None of the simplistic logic you ascribe to me (or Hobsbawm) is valid, though granted, it is amusing.
<Hobsbawm and you believe that capitalism caused the great depression and mass unemployment, and that government policies – by preventing depression – make society as a whole richer>
I made no such dogmatic assertion (Hobsbawm, btw, says “unregulated” capitalism caused the Great Depression) . I am a sceptic in all things. Have I not merely deferred to Hobsbawm (a renowned historian) on this contentious issue, as nothing I say impresses you? Indeed, even he does not deal in absolutes; towards the end of his long book (one of a trilogy) he says:
“The battle between Keynesians and neo-liberals was neither a purely technical confrontation between professional economists, nor a search for ways of dealing with novel and troubling economic problems. It was a war of incompatible ideologies. Yet economics in both cases rationalized an ideological commitment, an a priori view of human society [what you call “assuming in your premises what is to be proved in your conclusion”]. Neo-liberals distrusted and disliked social-democratic Sweden, a spectacular economic success story of the twentieth century … because it was based on ‘the famed Swedish economic model with its collectivist values of equality and solidarity’. Conversely Mrs Thatcher’s government in Britain was unpopular on the Left, even during its years of economic success, because it was based on a-social, indeed anti-social egoism”.

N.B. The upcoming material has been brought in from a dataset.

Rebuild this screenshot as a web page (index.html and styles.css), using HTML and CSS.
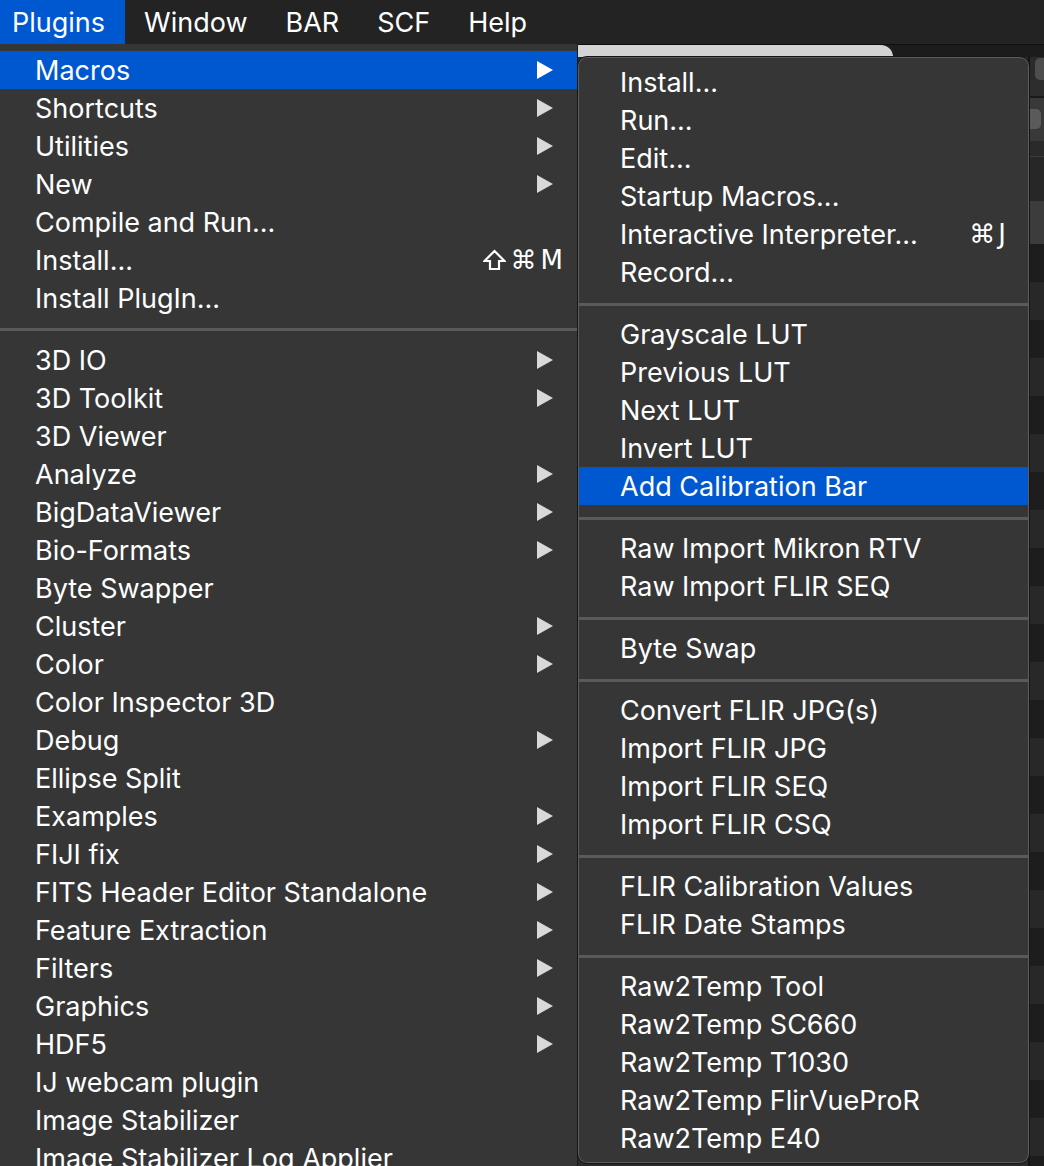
FILE: index.html
```html
<!DOCTYPE html>
<html lang="en">
<head>
<meta charset="utf-8">
<title>Plugins menu</title>
<link rel="stylesheet" href="styles.css">
</head>
<body>
<header class="menubar">
  <span class="mb-item mb-active">Plugins</span>
  <span class="mb-item">Window</span>
  <span class="mb-item">BAR</span>
  <span class="mb-item">SCF</span>
  <span class="mb-item">Help</span>
</header>
<div class="stage">
  <nav class="menu main-menu">
    <div class="row active"><span class="label">Macros</span><span class="arrow"></span></div>
    <div class="row"><span class="label">Shortcuts</span><span class="arrow"></span></div>
    <div class="row"><span class="label">Utilities</span><span class="arrow"></span></div>
    <div class="row"><span class="label">New</span><span class="arrow"></span></div>
    <div class="row"><span class="label">Compile and Run...</span></div>
    <div class="row"><span class="label">Install...</span><span class="shortcut"><svg class="shift" width="23" height="22" viewBox="0 0 23 22" aria-label="Shift"><path d="M11.5 2 L21.5 12 L16 12 L16 20 L7 20 L7 12 L1.5 12 Z" fill="none" stroke="#ffffff" stroke-width="2.2" stroke-linejoin="miter"/></svg><span class="key">⌘</span><span class="key">M</span></span></div>
    <div class="row"><span class="label">Install PlugIn...</span></div>
    <div class="sep"></div>
    <div class="row"><span class="label">3D IO</span><span class="arrow"></span></div>
    <div class="row"><span class="label">3D Toolkit</span><span class="arrow"></span></div>
    <div class="row"><span class="label">3D Viewer</span></div>
    <div class="row"><span class="label">Analyze</span><span class="arrow"></span></div>
    <div class="row"><span class="label">BigDataViewer</span><span class="arrow"></span></div>
    <div class="row"><span class="label">Bio-Formats</span><span class="arrow"></span></div>
    <div class="row"><span class="label">Byte Swapper</span></div>
    <div class="row"><span class="label">Cluster</span><span class="arrow"></span></div>
    <div class="row"><span class="label">Color</span><span class="arrow"></span></div>
    <div class="row"><span class="label">Color Inspector 3D</span></div>
    <div class="row"><span class="label">Debug</span><span class="arrow"></span></div>
    <div class="row"><span class="label">Ellipse Split</span></div>
    <div class="row"><span class="label">Examples</span><span class="arrow"></span></div>
    <div class="row"><span class="label">FIJI fix</span><span class="arrow"></span></div>
    <div class="row"><span class="label">FITS Header Editor Standalone</span><span class="arrow"></span></div>
    <div class="row"><span class="label">Feature Extraction</span><span class="arrow"></span></div>
    <div class="row"><span class="label">Filters</span><span class="arrow"></span></div>
    <div class="row"><span class="label">Graphics</span><span class="arrow"></span></div>
    <div class="row"><span class="label">HDF5</span><span class="arrow"></span></div>
    <div class="row"><span class="label">IJ webcam plugin</span></div>
    <div class="row"><span class="label">Image Stabilizer</span></div>
    <div class="row"><span class="label">Image Stabilizer Log Applier</span></div>
  </nav>
  <div class="backdrop">
    <div class="bd-top">
      <div class="bd-tab"></div>
      <div class="bd-dark"></div>
    </div>
    <div class="bd-body">
      <div class="bd-strip">
        <div class="bs bs-a"><span class="bs-btn"></span></div>
        <div class="bs bs-b"></div>
        <div class="bs bs-c"><span class="bs-knob"></span></div>
        <div class="bs bs-d"></div>
        <div class="bs bs-e"></div>
        <div class="bs bs-f"></div>
        <div class="bs bs-rows"></div>
      </div>
    </div>
  </div>
  <nav class="menu submenu">
    <div class="row"><span class="label">Install...</span></div>
    <div class="row"><span class="label">Run...</span></div>
    <div class="row"><span class="label">Edit...</span></div>
    <div class="row"><span class="label">Startup Macros...</span></div>
    <div class="row"><span class="label">Interactive Interpreter...</span><span class="shortcut"><span class="key">⌘</span><span class="key">J</span></span></div>
    <div class="row"><span class="label">Record...</span></div>
    <div class="sep"></div>
    <div class="row"><span class="label">Grayscale LUT</span></div>
    <div class="row"><span class="label">Previous LUT</span></div>
    <div class="row"><span class="label">Next LUT</span></div>
    <div class="row"><span class="label">Invert LUT</span></div>
    <div class="row active"><span class="label">Add Calibration Bar</span></div>
    <div class="sep"></div>
    <div class="row"><span class="label">Raw Import Mikron RTV</span></div>
    <div class="row"><span class="label">Raw Import FLIR SEQ</span></div>
    <div class="sep"></div>
    <div class="row"><span class="label">Byte Swap</span></div>
    <div class="sep"></div>
    <div class="row"><span class="label">Convert FLIR JPG(s)</span></div>
    <div class="row"><span class="label">Import FLIR JPG</span></div>
    <div class="row"><span class="label">Import FLIR SEQ</span></div>
    <div class="row"><span class="label">Import FLIR CSQ</span></div>
    <div class="sep"></div>
    <div class="row"><span class="label">FLIR Calibration Values</span></div>
    <div class="row"><span class="label">FLIR Date Stamps</span></div>
    <div class="sep"></div>
    <div class="row"><span class="label">Raw2Temp Tool</span></div>
    <div class="row"><span class="label">Raw2Temp SC660</span></div>
    <div class="row"><span class="label">Raw2Temp T1030</span></div>
    <div class="row"><span class="label">Raw2Temp FlirVueProR</span></div>
    <div class="row"><span class="label">Raw2Temp E40</span></div>
  </nav>
</div>
</body>
</html>
```

FILE: styles.css
```css
* { box-sizing: border-box; }

html, body {
  margin: 0;
  padding: 0;
  height: 100%;
  overflow: hidden;
}

body {
  background: #222222;
  color: #ffffff;
  font-family: "Inter", "Noto Sans", "DejaVu Sans", sans-serif;
  font-size: 27px;
}

/* ---------- menubar ---------- */
.menubar {
  display: flex;
  height: 44px;
  background: #232323;
  align-items: stretch;
}

.mb-item {
  display: flex;
  align-items: center;
  padding: 0 19px;
  color: #ffffff;
}

.mb-item:first-child {
  padding-left: 12px;
  padding-right: 20px;
}

.mb-active {
  background: #0058d0;
}

/* ---------- stage ---------- */
.stage {
  position: relative;
  display: flex;
  height: calc(100vh - 44px);
  overflow: hidden;
}

.menu {
  background: #363636;
}

.main-menu {
  width: 578px;
  flex: none;
  padding-top: 7px;
  border-right: 1px solid #1b1b1b;
  overflow: hidden;
}

.row {
  display: flex;
  align-items: center;
  height: 38px;
  padding-left: 35px;
  white-space: nowrap;
}

.row .label {
  flex: 1;
}

.row.active {
  background: #0058d0;
}

.arrow {
  width: 0;
  height: 0;
  margin-right: 24px;
  border-top: 9px solid transparent;
  border-bottom: 9px solid transparent;
  border-left: 16px solid #d9d9d9;
}

.row.active .arrow {
  border-left-color: #ffffff;
}

.shortcut {
  display: flex;
  align-items: center;
  gap: 4px;
  margin-right: 14px;
  font-family: "DejaVu Sans", "Inter", sans-serif;
  font-size: 26px;
}

.shift {
  display: block;
  margin-right: 1px;
}

.key {
  display: block;
}

.sep {
  height: 24px;
  padding-top: 11px;
}

.sep::before {
  content: "";
  display: block;
  height: 3px;
  background: #5a5a5a;
}

/* ---------- submenu ---------- */
.submenu {
  position: absolute;
  left: 577px;
  top: 12px;
  width: 453px;
  height: 1108px;
  padding: 6px 1px;
  border: 1px solid #161616;
  border-radius: 10px;
  box-shadow: inset 0 0 0 1px #5c5c5c;
  overflow: hidden;
}

.submenu .row {
  padding-left: 41px;
}

.submenu .sep {
  padding-top: 12px;
}

.submenu .shortcut {
  gap: 3px;
  margin-right: 22px;
}

/* ---------- window behind ---------- */
.backdrop {
  flex: 1;
  display: flex;
  flex-direction: column;
  background: #1d1d1d;
}

.bd-top {
  display: flex;
  height: 13px;
  border-top: 1px solid #0f0f0f;
}

.bd-tab {
  width: 315px;
  background: #d4d4d4;
  border-top-right-radius: 12px;
}

.bd-dark {
  flex: 1;
  background: #1c1c1c;
}

.bd-body {
  flex: 1;
  display: flex;
  justify-content: flex-end;
  background: #2a2a2a;
}

.bd-strip {
  width: 16px;
  display: flex;
  flex-direction: column;
  border-left: 2px solid #141414;
}

.bs { flex: none; }

.bs-a {
  height: 23px;
  background: #2a2a2a;
  display: flex;
  justify-content: flex-end;
  padding-top: 1px;
}

.bs-btn {
  width: 9px;
  height: 22px;
  background: #4d4d4d;
  border-radius: 5px 0 0 5px;
}

.bs-b {
  height: 18px;
  background: #2d2d2d;
  border-bottom: 2px solid #1a1a1a;
}

.bs-c {
  height: 43px;
  background: #393939;
  padding-top: 11px;
}

.bs-knob {
  display: block;
  width: 11px;
  height: 20px;
  background: #5a5a5a;
  border-radius: 0 5px 5px 0;
}

.bs-d {
  height: 15px;
  background: #2a2a2a;
}

.bs-e {
  height: 45px;
  background: #272727;
  border-top: 1px solid #3c3c3c;
}

.bs-f {
  height: 43px;
  background: #3c3c3c;
}

.bs-rows {
  flex: 1;
  background: repeating-linear-gradient(to bottom,
    #1d1d1d 0, #1d1d1d 38px,
    #282828 38px, #282828 76px);
}
```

Admirably even-handed don’t you think?
In my view capitalism (left and right) has demeaned and is demeaning human potential. I believe we are capable of great humanity.
But that is academic, as in our current mercenary state of development we are rapidly proving to be the means of our own destruction--so we’ll probably never know.
Such talk is bound to turn the stomach of any self-respecting (actually self-loathing) neo-liberal, so I’ll leave it at that, satisfied in the knowledge that I’ve said nothing that will give you a moment’s pause.